[DATASET SECTION]:
-- begin --
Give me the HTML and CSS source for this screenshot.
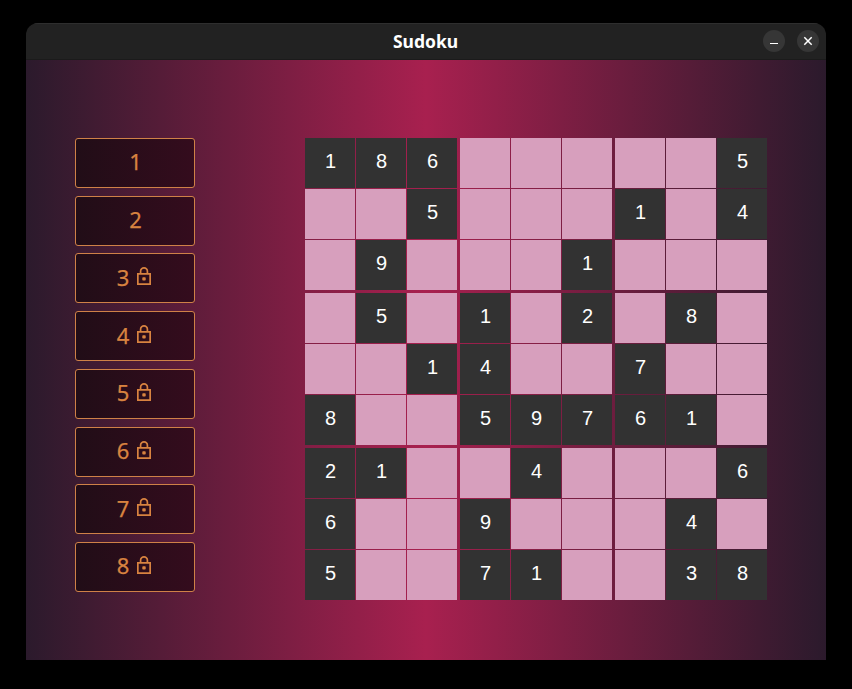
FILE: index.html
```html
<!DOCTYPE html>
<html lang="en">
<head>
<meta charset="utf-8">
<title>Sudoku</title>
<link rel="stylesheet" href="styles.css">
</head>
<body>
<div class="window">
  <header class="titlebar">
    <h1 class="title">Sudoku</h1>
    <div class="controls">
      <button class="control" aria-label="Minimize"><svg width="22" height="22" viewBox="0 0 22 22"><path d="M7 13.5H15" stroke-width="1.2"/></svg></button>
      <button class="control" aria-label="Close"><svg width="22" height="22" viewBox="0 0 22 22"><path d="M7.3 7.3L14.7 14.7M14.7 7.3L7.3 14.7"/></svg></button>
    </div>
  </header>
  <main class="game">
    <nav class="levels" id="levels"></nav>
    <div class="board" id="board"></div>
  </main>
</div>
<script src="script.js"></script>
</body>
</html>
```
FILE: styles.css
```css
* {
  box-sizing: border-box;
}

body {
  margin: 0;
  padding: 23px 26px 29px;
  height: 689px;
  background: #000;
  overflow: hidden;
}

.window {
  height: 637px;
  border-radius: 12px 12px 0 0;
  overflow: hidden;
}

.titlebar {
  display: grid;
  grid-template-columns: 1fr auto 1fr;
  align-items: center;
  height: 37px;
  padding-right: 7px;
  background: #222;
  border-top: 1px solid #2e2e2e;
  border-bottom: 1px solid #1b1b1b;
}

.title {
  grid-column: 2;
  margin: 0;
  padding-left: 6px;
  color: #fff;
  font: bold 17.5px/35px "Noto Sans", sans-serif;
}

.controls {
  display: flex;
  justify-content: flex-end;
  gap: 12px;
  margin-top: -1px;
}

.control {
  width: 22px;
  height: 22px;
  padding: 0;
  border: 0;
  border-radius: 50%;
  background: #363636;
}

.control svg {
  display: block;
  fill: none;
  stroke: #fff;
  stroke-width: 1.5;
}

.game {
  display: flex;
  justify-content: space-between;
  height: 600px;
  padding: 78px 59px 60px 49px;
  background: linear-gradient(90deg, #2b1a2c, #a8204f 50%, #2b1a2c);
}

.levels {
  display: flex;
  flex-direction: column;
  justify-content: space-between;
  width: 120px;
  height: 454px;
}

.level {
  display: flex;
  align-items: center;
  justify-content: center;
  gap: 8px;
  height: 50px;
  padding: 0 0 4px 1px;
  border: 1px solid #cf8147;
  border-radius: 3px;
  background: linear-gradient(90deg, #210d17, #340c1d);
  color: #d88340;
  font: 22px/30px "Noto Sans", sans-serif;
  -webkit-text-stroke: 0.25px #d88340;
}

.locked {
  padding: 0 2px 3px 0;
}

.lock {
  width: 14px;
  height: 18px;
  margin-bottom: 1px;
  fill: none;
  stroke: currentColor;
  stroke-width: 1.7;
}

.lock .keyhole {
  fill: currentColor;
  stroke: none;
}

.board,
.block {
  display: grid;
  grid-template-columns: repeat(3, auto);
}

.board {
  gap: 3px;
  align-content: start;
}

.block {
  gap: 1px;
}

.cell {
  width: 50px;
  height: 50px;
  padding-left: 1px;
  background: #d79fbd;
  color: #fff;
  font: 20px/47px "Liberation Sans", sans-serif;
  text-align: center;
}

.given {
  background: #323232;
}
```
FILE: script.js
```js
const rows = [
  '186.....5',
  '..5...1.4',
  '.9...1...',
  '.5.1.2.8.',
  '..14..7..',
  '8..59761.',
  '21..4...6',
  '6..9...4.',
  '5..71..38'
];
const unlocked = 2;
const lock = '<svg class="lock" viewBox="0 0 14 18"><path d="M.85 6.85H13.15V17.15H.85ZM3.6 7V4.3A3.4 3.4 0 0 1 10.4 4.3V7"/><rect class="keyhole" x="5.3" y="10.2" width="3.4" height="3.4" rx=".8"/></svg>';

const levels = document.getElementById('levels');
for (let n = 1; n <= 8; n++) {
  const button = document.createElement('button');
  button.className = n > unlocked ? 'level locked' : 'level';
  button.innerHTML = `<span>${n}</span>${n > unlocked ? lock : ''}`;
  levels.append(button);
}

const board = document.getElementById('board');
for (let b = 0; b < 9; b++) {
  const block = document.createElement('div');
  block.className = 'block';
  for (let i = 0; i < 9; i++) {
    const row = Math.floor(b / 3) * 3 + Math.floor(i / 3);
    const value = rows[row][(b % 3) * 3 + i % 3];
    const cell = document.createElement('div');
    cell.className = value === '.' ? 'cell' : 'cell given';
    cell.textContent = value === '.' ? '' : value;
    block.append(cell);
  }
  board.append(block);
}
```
-- end --
[EXERCISE BRIEF]: Pictures are excluded; copy all other data exactly as shown.

[THE ANSWER]:
Give me the HTML and CSS source for this screenshot.
FILE: index.html
```html
<!DOCTYPE html>
<html lang="en">
<head>
<meta charset="utf-8">
<title>Sudoku</title>
<link rel="stylesheet" href="styles.css">
</head>
<body>
<div class="window">
  <header class="titlebar">
    <h1 class="title">Sudoku</h1>
    <div class="controls">
      <button class="control" aria-label="Minimize"><svg width="22" height="22" viewBox="0 0 22 22"><path d="M7 13.5H15" stroke-width="1.2"/></svg></button>
      <button class="control" aria-label="Close"><svg width="22" height="22" viewBox="0 0 22 22"><path d="M7.3 7.3L14.7 14.7M14.7 7.3L7.3 14.7"/></svg></button>
    </div>
  </header>
  <main class="game">
    <nav class="levels" id="levels"></nav>
    <div class="board" id="board"></div>
  </main>
</div>
<script src="script.js"></script>
</body>
</html>
```
FILE: styles.css
```css
* {
  box-sizing: border-box;
}

body {
  margin: 0;
  padding: 23px 26px 29px;
  height: 689px;
  background: #000;
  overflow: hidden;
}

.window {
  height: 637px;
  border-radius: 12px 12px 0 0;
  overflow: hidden;
}

.titlebar {
  display: grid;
  grid-template-columns: 1fr auto 1fr;
  align-items: center;
  height: 37px;
  padding-right: 7px;
  background: #222;
  border-top: 1px solid #2e2e2e;
  border-bottom: 1px solid #1b1b1b;
}

.title {
  grid-column: 2;
  margin: 0;
  padding-left: 6px;
  color: #fff;
  font: bold 17.5px/35px "Noto Sans", sans-serif;
}

.controls {
  display: flex;
  justify-content: flex-end;
  gap: 12px;
  margin-top: -1px;
}

.control {
  width: 22px;
  height: 22px;
  padding: 0;
  border: 0;
  border-radius: 50%;
  background: #363636;
}

.control svg {
  display: block;
  fill: none;
  stroke: #fff;
  stroke-width: 1.5;
}

.game {
  display: flex;
  justify-content: space-between;
  height: 600px;
  padding: 78px 59px 60px 49px;
  background: linear-gradient(90deg, #2b1a2c, #a8204f 50%, #2b1a2c);
}

.levels {
  display: flex;
  flex-direction: column;
  justify-content: space-between;
  width: 120px;
  height: 454px;
}

.level {
  display: flex;
  align-items: center;
  justify-content: center;
  gap: 8px;
  height: 50px;
  padding: 0 0 4px 1px;
  border: 1px solid #cf8147;
  border-radius: 3px;
  background: linear-gradient(90deg, #210d17, #340c1d);
  color: #d88340;
  font: 22px/30px "Noto Sans", sans-serif;
  -webkit-text-stroke: 0.25px #d88340;
}

.locked {
  padding: 0 2px 3px 0;
}

.lock {
  width: 14px;
  height: 18px;
  margin-bottom: 1px;
  fill: none;
  stroke: currentColor;
  stroke-width: 1.7;
}

.lock .keyhole {
  fill: currentColor;
  stroke: none;
}

.board,
.block {
  display: grid;
  grid-template-columns: repeat(3, auto);
}

.board {
  gap: 3px;
  align-content: start;
}

.block {
  gap: 1px;
}

.cell {
  width: 50px;
  height: 50px;
  padding-left: 1px;
  background: #d79fbd;
  color: #fff;
  font: 20px/47px "Liberation Sans", sans-serif;
  text-align: center;
}

.given {
  background: #323232;
}
```
FILE: script.js
```js
const rows = [
  '186.....5',
  '..5...1.4',
  '.9...1...',
  '.5.1.2.8.',
  '..14..7..',
  '8..59761.',
  '21..4...6',
  '6..9...4.',
  '5..71..38'
];
const unlocked = 2;
const lock = '<svg class="lock" viewBox="0 0 14 18"><path d="M.85 6.85H13.15V17.15H.85ZM3.6 7V4.3A3.4 3.4 0 0 1 10.4 4.3V7"/><rect class="keyhole" x="5.3" y="10.2" width="3.4" height="3.4" rx=".8"/></svg>';

const levels = document.getElementById('levels');
for (let n = 1; n <= 8; n++) {
  const button = document.createElement('button');
  button.className = n > unlocked ? 'level locked' : 'level';
  button.innerHTML = `<span>${n}</span>${n > unlocked ? lock : ''}`;
  levels.append(button);
}

const board = document.getElementById('board');
for (let b = 0; b < 9; b++) {
  const block = document.createElement('div');
  block.className = 'block';
  for (let i = 0; i < 9; i++) {
    const row = Math.floor(b / 3) * 3 + Math.floor(i / 3);
    const value = rows[row][(b % 3) * 3 + i % 3];
    const cell = document.createElement('div');
    cell.className = value === '.' ? 'cell' : 'cell given';
    cell.textContent = value === '.' ? '' : value;
    block.append(cell);
  }
  board.append(block);
}
```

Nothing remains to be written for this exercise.